**Aim**
List each line of the data that holds the string "page", please.

***** Available data

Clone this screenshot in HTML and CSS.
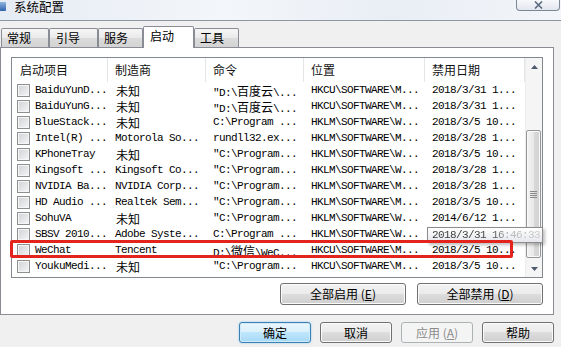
FILE: index.html
```html
<!DOCTYPE html>
<html lang="zh-CN">
<head>
<meta charset="utf-8">
<title>系统配置</title>
<link rel="stylesheet" href="styles.css">
</head>
<body>
<div class="titlebar">
  <span class="appicon"></span>
  <span class="title">系统配置</span>
  <div class="closebtn">
    <svg width="11" height="8" viewBox="0 0 11 8"><path d="M2 0.5 L9 7.5 M9 0.5 L2 7.5" stroke="#5c6b7e" stroke-width="1.6" fill="none"/></svg>
  </div>
</div>
<div class="tabstrip">
  <div class="tab w48">常规</div>
  <div class="tab w49">引导</div>
  <div class="tab w45">服务</div>
  <div class="tab sel">启动</div>
  <div class="tab w45">工具</div>
</div>
<div class="panel">
  <div class="listbox">
    <div class="listmain">
      <div class="hdr">
        <div class="h1">启动项目</div>
        <div>制造商</div>
        <div>命令</div>
        <div>位置</div>
        <div>禁用日期</div>
      </div>
      <div class="row"><span class="c1"><i class="cb"></i>BaiduYunD...</span><span class="cj2">未知</span><span>"D:\<b class="cj">百度云</b>\...</span><span>HKCU\SOFTWARE\M...</span><span>2018/3/31 1...</span></div>
      <div class="row"><span class="c1"><i class="cb"></i>BaiduYunG...</span><span class="cj2">未知</span><span>"D:\<b class="cj">百度云</b>\...</span><span>HKCU\SOFTWARE\M...</span><span>2018/3/31 1...</span></div>
      <div class="row"><span class="c1"><i class="cb"></i>BlueStack...</span><span class="cj2">未知</span><span>C:\Program ...</span><span>HKLM\SOFTWARE\W...</span><span>2018/3/5 10...</span></div>
      <div class="row"><span class="c1"><i class="cb"></i>Intel(R) ...</span><span>Motorola So...</span><span>rundll32.ex...</span><span>HKLM\SOFTWARE\M...</span><span>2018/3/28 1...</span></div>
      <div class="row"><span class="c1"><i class="cb"></i>KPhoneTray</span><span class="cj2">未知</span><span>"C:\Program...</span><span>HKLM\SOFTWARE\W...</span><span>2018/3/5 10...</span></div>
      <div class="row"><span class="c1"><i class="cb"></i>Kingsoft ...</span><span>Kingsoft Co...</span><span>"C:\Program...</span><span>HKLM\SOFTWARE\W...</span><span>2018/3/28 1...</span></div>
      <div class="row"><span class="c1"><i class="cb"></i>NVIDIA Ba...</span><span>NVIDIA Corp...</span><span>"C:\Program...</span><span>HKLM\SOFTWARE\M...</span><span>2018/3/28 1...</span></div>
      <div class="row"><span class="c1"><i class="cb"></i>HD Audio ...</span><span>Realtek Sem...</span><span>"C:\Program...</span><span>HKLM\SOFTWARE\M...</span><span>2018/3/5 10...</span></div>
      <div class="row"><span class="c1"><i class="cb"></i>SohuVA</span><span class="cj2">未知</span><span>"C:\Program...</span><span>HKLM\SOFTWARE\W...</span><span>2014/6/12 1...</span></div>
      <div class="row"><span class="c1"><i class="cb"></i>SBSV 2010...</span><span>Adobe Syste...</span><span>C:\Program ...</span><span>HKLM\SOFTWARE\W...</span><span class="under"></span></div>
      <div class="row"><span class="c1"><i class="cb"></i>WeChat</span><span>Tencent</span><span>D:\<b class="cj">微信</b>\WeC...</span><span>HKCU\SOFTWARE\M...</span><span>2018/3/5 10...</span></div>
      <div class="row"><span class="c1"><i class="cb"></i>YoukuMedi...</span><span class="cj2">未知</span><span>"C:\Program...</span><span>HKCU\SOFTWARE\M...</span><span>2018/3/5 10...</span></div>
    </div>
    <div class="vscroll">
      <div class="sbtn"><svg width="7" height="4" viewBox="0 0 7 4"><path d="M0 4 L3.5 0 L7 4 Z" fill="#4d5a6c"/></svg></div>
      <div class="track">
        <div class="thumb">
          <svg width="7" height="7" viewBox="0 0 7 7"><path d="M0 0.5H7M0 2.5H7M0 4.5H7M0 6.5H7" stroke="#8a8a8a" stroke-width="1"/></svg>
        </div>
      </div>
      <div class="sbtn"><svg width="7" height="4" viewBox="0 0 7 4"><path d="M0 0 L3.5 4 L7 0 Z" fill="#4d5a6c"/></svg></div>
    </div>
  </div>
  <div class="panelbtns">
    <div class="btn wide">全部启用 (<u>E</u>)</div>
    <div class="btn wide">全部禁用 (<u>D</u>)</div>
  </div>
</div>
<div class="dlgbtns">
  <div class="btn dlg default">确定</div>
  <div class="btn dlg">取消</div>
  <div class="btn dlg disabled">应用 (<u>A</u>)</div>
  <div class="btn dlg">帮助</div>
</div>
<div class="tooltip"><span class="tiptext">2018/3/31 16:46:33</span></div>
<div class="redbox"></div>
</body>
</html>
```
FILE: styles.css
```css
body {
  margin: 0;
  width: 561px;
  height: 347px;
  overflow: hidden;
  background: #f0f0f0;
  font-family: "Noto Sans CJK SC", "Liberation Sans", sans-serif;
  font-size: 12px;
  color: #000;
  position: relative;
}

.titlebar {
  height: 20px;
  border-bottom: 1px solid #8d97a3;
  background: linear-gradient(90deg, #e6ecf4 0%, #f3f6fa 40%, #e9eef5 70%, #f2f5f9 100%);
  display: flex;
  align-items: flex-start;
}
.appicon {
  width: 6px;
  height: 9px;
  margin-top: 2px;
  background: linear-gradient(#8fb4e0, #2f62ad);
  border-radius: 0 1px 1px 0;
  flex: none;
}
.title {
  margin-left: 8px;
  font-size: 12.5px;
  line-height: 13px;
  margin-top: 0;
}
.closebtn {
  margin-left: auto;
  margin-right: 1px;
  width: 44px;
  height: 11px;
  box-sizing: border-box;
  border: 1px solid #7d8897;
  border-top: none;
  border-radius: 0 0 4px 4px;
  background: linear-gradient(#f6f8fb, #e2e7ee);
  display: flex;
  justify-content: center;
  align-items: flex-start;
  padding-top: 1px;
}

.tabstrip {
  height: 26px;
  display: flex;
  align-items: flex-end;
  padding-left: 1px;
}
.tab {
  height: 19px;
  box-sizing: border-box;
  border: 1px solid #898c95;
  border-bottom: none;
  border-radius: 2px 2px 0 0;
  background: linear-gradient(#f6f6f6, #e9e9e9 50%, #dcdcdc 51%, #d3d3d3);
  line-height: 17px;
  padding-left: 5px;
  font-size: 12px;
  color: #000;
}
.w48 { width: 48px; }
.w49 { width: 49px; padding-left: 6px; }
.w45 { width: 45px; }
.tab.sel {
  width: 51px;
  height: 22px;
  margin-bottom: -1px;
  background: #fff;
  z-index: 2;
  padding-left: 6px;
  line-height: 18px;
}

.panel {
  box-sizing: border-box;
  width: 554px;
  height: 268px;
  border: 1px solid #898c95;
  background: #fff;
  padding: 9px 10px 0;
  display: flex;
  flex-direction: column;
}

.listbox {
  height: 221px;
  box-sizing: border-box;
  border: 1px solid #828790;
  display: flex;
  background: #fff;
}
.listmain {
  width: 513px;
  overflow: hidden;
}
.hdr {
  display: grid;
  grid-template-columns: 96px 98px 98px 121px 100px;
  height: 24px;
}
.hdr div {
  padding-left: 7px;
  line-height: 24px;
  border-right: 1px solid #e3e5e8;
  white-space: nowrap;
  font-size: 12px;
  color: #111;
}
.hdr div.h1 { padding-left: 8px; }

.row {
  display: grid;
  grid-template-columns: 96px 98px 98px 121px 100px;
  height: 16px;
  line-height: 17px;
  font-family: "Liberation Mono", "Noto Sans CJK SC", monospace;
  font-size: 11px;
  letter-spacing: -0.6px;
}
.row span {
  padding-left: 7px;
  white-space: nowrap;
  overflow: hidden;
}
.row span.c1 {
  display: flex;
  align-items: center;
  padding-left: 5px;
}
.row span.cj2 {
  font-family: "Noto Sans CJK SC", sans-serif;
  font-size: 12px;
  letter-spacing: 0;
  padding-left: 8px;
}
.cj {
  font-weight: normal;
  font-family: "Noto Sans CJK SC", sans-serif;
  font-size: 12px;
  letter-spacing: 0;
}
.cb {
  width: 13px;
  height: 13px;
  box-sizing: border-box;
  border: 1px solid #8e8f8f;
  background: linear-gradient(135deg, #cfd3d8, #f4f4f4);
  box-shadow: inset 0 0 0 1px #f6f6f6;
  margin-right: 5px;
  flex: none;
}

.vscroll {
  width: 17px;
  display: flex;
  flex-direction: column;
  background: #f5f5f5;
  border-left: 1px solid #ededed;
  box-sizing: border-box;
}
.sbtn {
  height: 17px;
  display: flex;
  align-items: center;
  justify-content: center;
  flex: none;
}
.track {
  flex: 1;
  display: flex;
  flex-direction: column;
}
.thumb {
  margin: 55px 0 0 0;
  height: 128px;
  width: 15px;
  box-sizing: border-box;
  border: 1px solid #979797;
  border-radius: 2px;
  background: linear-gradient(90deg, #f4f4f4, #e9e9e9 50%, #d9d9d9 51%, #d2d2d2);
  box-shadow: inset 0 0 0 1px #f8f8f8;
  display: flex;
  align-items: center;
  justify-content: center;
}

.panelbtns {
  display: flex;
  justify-content: flex-end;
  gap: 11px;
  margin-top: 5px;
}
.btn {
  box-sizing: border-box;
  border: 1px solid #707070;
  border-radius: 3px;
  background: linear-gradient(#f2f2f2, #ebebeb 49%, #dddddd 50%, #cfcfcf);
  box-shadow: inset 0 0 0 1px #fbfbfb;
  text-align: center;
  font-size: 12px;
  color: #000;
}
.btn u {
  text-decoration: underline;
}
.btn.wide {
  width: 126px;
  height: 22px;
  line-height: 20px;
}

.dlgbtns {
  display: flex;
  justify-content: flex-end;
  gap: 9px;
  margin-top: 7px;
  padding-right: 7px;
}
.btn.dlg {
  width: 72px;
  height: 21px;
  line-height: 19px;
}
.btn.default {
  border-color: #3c7fb1;
  background: linear-gradient(#eaf6fd, #d9f0fc 49%, #bee6fd 50%, #a7d9f5);
  box-shadow: inset 0 0 0 1px #cfeafb, 0 0 2px #7fc1ea;
}
.btn.disabled {
  border-color: #adb2b5;
  background: #f4f4f4;
  box-shadow: none;
  color: #8b8b8b;
}

.tooltip {
  position: absolute;
  left: 427px;
  top: 227px;
  width: 116px;
  height: 16px;
  box-sizing: border-box;
  border: 1px solid #8c8c8c;
  background: linear-gradient(#ffffff, #e6e7ee);
  box-shadow: 2px 2px 3px rgba(0, 0, 0, 0.25);
  padding-left: 4px;
  font-family: "Liberation Mono", monospace;
  font-size: 11px;
  letter-spacing: -0.6px;
  line-height: 14px;
  white-space: nowrap;
  overflow: hidden;
}
.tiptext {
  background: linear-gradient(90deg, #333 0%, #444 55%, #b8b8b8 72%, #c8c8c8 100%);
  -webkit-background-clip: text;
  background-clip: text;
  color: transparent;
}

.redbox {
  position: absolute;
  left: 10px;
  top: 240px;
  width: 503px;
  height: 18px;
  box-sizing: border-box;
  border: 3px solid #e3241c;
  border-radius: 2px;
}
```
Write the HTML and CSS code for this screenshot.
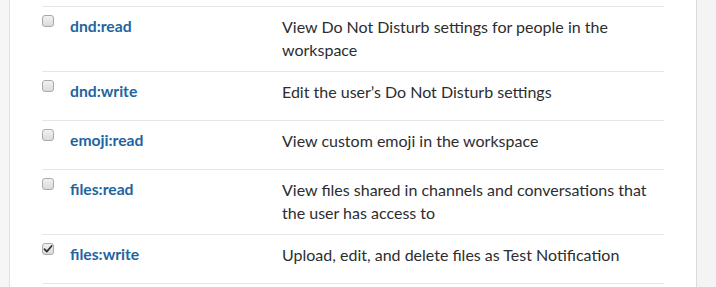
FILE: index.html
```html
<!DOCTYPE html>
<html lang="en">
<head>
  <meta charset="UTF-8" />
  <title>Permission Scopes</title>
  <link rel="stylesheet" href="styles.css">
</head>
<body>
  <div class="side"></div>
  <div class="panel">
    <div class="scopes">
      <div class="scope-row">
        <span class="check"></span>
        <span class="scope-name">dnd:read</span>
        <span class="scope-desc">View Do Not Disturb settings for people in the workspace</span>
      </div>
      <div class="scope-row">
        <span class="check"></span>
        <span class="scope-name">dnd:write</span>
        <span class="scope-desc">Edit the user’s Do Not Disturb settings</span>
      </div>
      <div class="scope-row">
        <span class="check"></span>
        <span class="scope-name">emoji:read</span>
        <span class="scope-desc">View custom emoji in the workspace</span>
      </div>
      <div class="scope-row">
        <span class="check"></span>
        <span class="scope-name">files:read</span>
        <span class="scope-desc">View files shared in channels and conversations that the user has access to</span>
      </div>
      <div class="scope-row">
        <span class="check checked">
          <svg width="10" height="10" viewBox="0 0 10 10"><path d="M1.5 5.2 L3.8 7.6 L8.6 2" fill="none" stroke="#333" stroke-width="1.8" stroke-linecap="round" stroke-linejoin="round"/></svg>
        </span>
        <span class="scope-name">files:write</span>
        <span class="scope-desc">Upload, edit, and delete files as Test Notification</span>
      </div>
    </div>
  </div>
  <div class="rest"></div>
</body>
</html>
```

FILE: styles.css
```css
body {
  margin: 0;
  display: flex;
  height: 287px;
  overflow: hidden;
  font-family: Lato, "Liberation Sans", sans-serif;
  background: #f4f4f4;
}
.side {
  width: 9px;
  background: #f6f6f6;
  border-right: 1px solid #e2e2e2;
}
.panel {
  width: 622px;
  padding: 0 32px;
  background: #fff;
  border-right: 1px solid #dcdcdc;
}
.rest {
  flex: 1;
}
.scopes {
  margin-top: 6px;
  border-top: 1px solid #e6e6e6;
}
.scope-row {
  display: flex;
  align-items: flex-start;
  padding: 8px 0 10px;
  min-height: 30px;
  border-bottom: 1px solid #e6e6e6;
  font-size: 16px;
  line-height: 23px;
}
.check {
  width: 10px;
  height: 10px;
  border: 1px solid #aaa;
  border-radius: 3px;
  background: linear-gradient(#f2f2f2, #dadada);
  display: flex;
  align-items: center;
  justify-content: center;
  flex-shrink: 0;
}
.check svg {
  display: block;
}
.scope-name {
  width: 212px;
  margin-left: 16px;
  flex-shrink: 0;
  font-weight: bold;
  font-size: 15.7px;
  color: #1e64a0;
}
.scope-desc {
  flex: 1;
  color: #2c2d30;
}
```
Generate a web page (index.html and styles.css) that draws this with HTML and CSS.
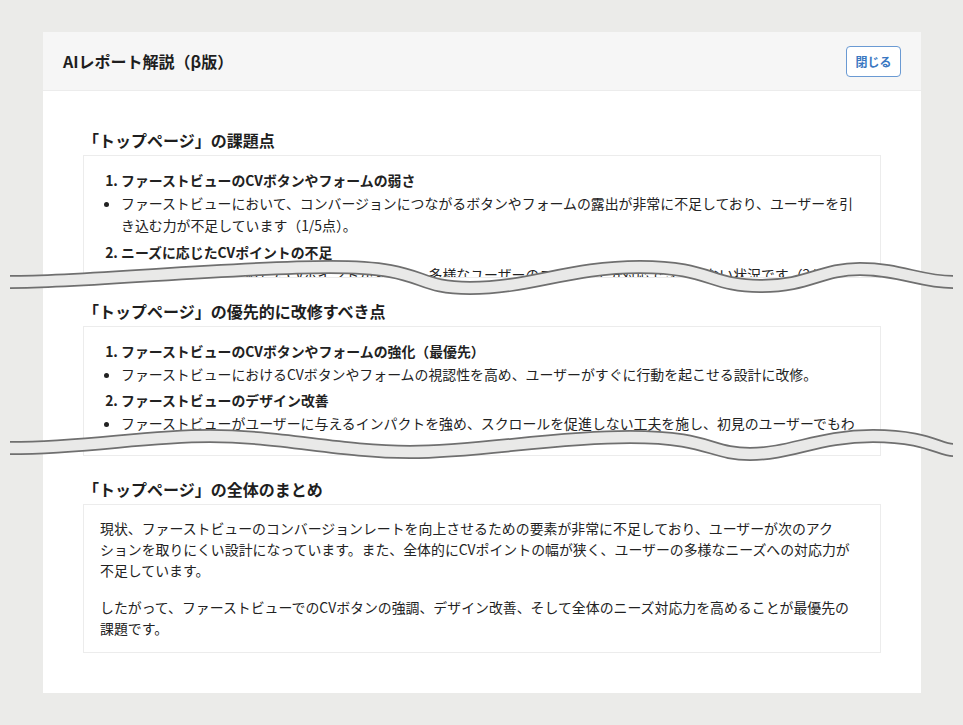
FILE: index.html
```html
<!DOCTYPE html>
<html lang="ja">
<head>
<meta charset="utf-8">
<title>AIレポート解説（β版）</title>
<link rel="stylesheet" href="styles.css">
</head>
<body>
<div class="page">
  <div class="card">
    <div class="card-header">
      <h1 class="card-title">AIレポート解説（β版）</h1>
      <button class="close-btn" type="button">閉じる</button>
    </div>
    <div class="card-body">
      <section class="section">
        <h2 class="section-title">「トップページ」の課題点</h2>
        <div class="box box-cut box-cut-1">
          <ol class="issues">
            <li>ファーストビューのCVボタンやフォームの弱さ
              <ul class="notes"><li>ファーストビューにおいて、コンバージョンにつながるボタンやフォームの露出が非常に不足しており、ユーザーを引き込む力が不足しています（1/5点）。</li></ul>
            </li>
            <li>ニーズに応じたCVポイントの不足
              <ul class="notes"><li>ユーザーのニーズに応じたCVポイントが少なく、多様なユーザーのニーズに十分対応できていない状況です（2/5点）。</li></ul>
            </li>
          </ol>
        </div>
        <svg class="tear tear-1" viewBox="0 0 943 45" width="943" height="45" aria-hidden="true">
          <path class="tear-edge" d="M0,22 C80,22 220,7 320,7 S400,28 460,28 S560,7 630,7 S700,26 750,26 S810,9 850,9 S910,22 943,22"/>
          <path class="tear-fill" d="M0,22 C80,22 220,7 320,7 S400,28 460,28 S560,7 630,7 S700,26 750,26 S810,9 850,9 S910,22 943,22"/>
        </svg>
      </section>

      <section class="section">
        <h2 class="section-title">「トップページ」の優先的に改修すべき点</h2>
        <div class="box box-cut box-cut-2">
          <div class="clip">
            <ol class="issues">
              <li>ファーストビューのCVボタンやフォームの強化（最優先）
                <ul class="notes"><li>ファーストビューにおけるCVボタンやフォームの視認性を高め、ユーザーがすぐに行動を起こせる設計に改修。</li></ul>
              </li>
              <li>ファーストビューのデザイン改善
                <ul class="notes"><li>ファーストビューがユーザーに与えるインパクトを強め、スクロールを促進しない工夫を施し、初見のユーザーでもわかりやすいデザインに改修。</li></ul>
              </li>
            </ol>
          </div>
        </div>
        <svg class="tear tear-2" viewBox="0 0 943 45" width="943" height="45" aria-hidden="true">
          <path class="tear-edge" d="M0,23 C80,23 130,11 200,11 S330,27 400,27 S540,12 620,12 S700,29 740,29 S810,11 863,11 S930,25 943,25"/>
          <path class="tear-fill" d="M0,23 C80,23 130,11 200,11 S330,27 400,27 S540,12 620,12 S700,29 740,29 S810,11 863,11 S930,25 943,25"/>
        </svg>
      </section>

      <section class="section">
        <h2 class="section-title">「トップページ」の全体のまとめ</h2>
        <div class="box summary">
          <p>現状、ファーストビューのコンバージョンレートを向上させるための要素が非常に不足しており、ユーザーが次のアクションを取りにくい設計になっています。また、全体的にCVポイントの幅が狭く、ユーザーの多様なニーズへの対応力が不足しています。</p>
          <p>したがって、ファーストビューでのCVボタンの強調、デザイン改善、そして全体のニーズ対応力を高めることが最優先の課題です。</p>
        </div>
      </section>
    </div>
  </div>
</div>
</body>
</html>
```

FILE: styles.css
```css
* {
  box-sizing: border-box;
}

body {
  margin: 0;
  background: #ebebe9;
  font-family: "Noto Sans CJK JP", "Noto Sans", sans-serif;
  color: #222;
}

.page {
  padding: 32px 42px 33px 43px;
}

.card {
  background: #fff;
}

.card-header {
  height: 59px;
  background: #f6f6f6;
  border-bottom: 1px solid #ececec;
  display: flex;
  align-items: center;
  justify-content: space-between;
  padding: 0 20px;
}

.card-title {
  margin: 0;
  font-size: 16px;
  font-weight: 700;
  color: #1e1e1e;
}

.close-btn {
  width: 55px;
  height: 31px;
  padding: 0;
  background: #fff;
  border: 1px solid #6a9ad3;
  border-radius: 4px;
  color: #3b78c2;
  font-family: "Noto Sans CJK JP", sans-serif;
  font-size: 12px;
  font-weight: 700;
}

.card-body {
  padding: 37px 40px 40px;
}

.section {
  position: relative;
  margin-bottom: 21px;
}

.section:last-child {
  margin-bottom: 0;
}

.section-title {
  margin: 0 0 3px;
  font-size: 16px;
  line-height: 24px;
  font-weight: 700;
  color: #1e1e1e;
}

.box {
  border: 1px solid #ececec;
  padding: 13px 20px 13px 16px;
  font-size: 13.9px;
  line-height: 22.6px;
  line-break: strict;
}

.box-cut {
  overflow: hidden;
}

.box-cut-1 {
  height: 123px;
}

.box-cut-2 {
  height: 130px;
}

.clip {
  height: 100px;
  overflow: hidden;
}

.issues {
  margin: 0;
  padding-left: 21px;
  font-weight: 700;
}

.issues > li + li {
  margin-top: 4px;
}

.notes {
  margin: 0;
  padding-left: 0;
  font-weight: 400;
  list-style: disc;
}

.summary {
  padding: 13px 20px 13px 16px;
  line-height: 21px;
}

.summary p {
  margin: 0 0 16px;
}

.summary p:last-child {
  margin-bottom: 0;
}

.tear {
  position: absolute;
  left: -73px;
  overflow: visible;
}

.tear-1 {
  bottom: -27px;
}

.tear-2 {
  bottom: -14px;
}

.tear-edge {
  fill: none;
  stroke: #6f6f6f;
  stroke-width: 14;
}

.tear-fill {
  fill: none;
  stroke: #e9e9e8;
  stroke-width: 10.5;
}
```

**********

**Exercise response**
Generate a web page (index.html and styles.css) that draws this with HTML and CSS.
<div class="page">
.page {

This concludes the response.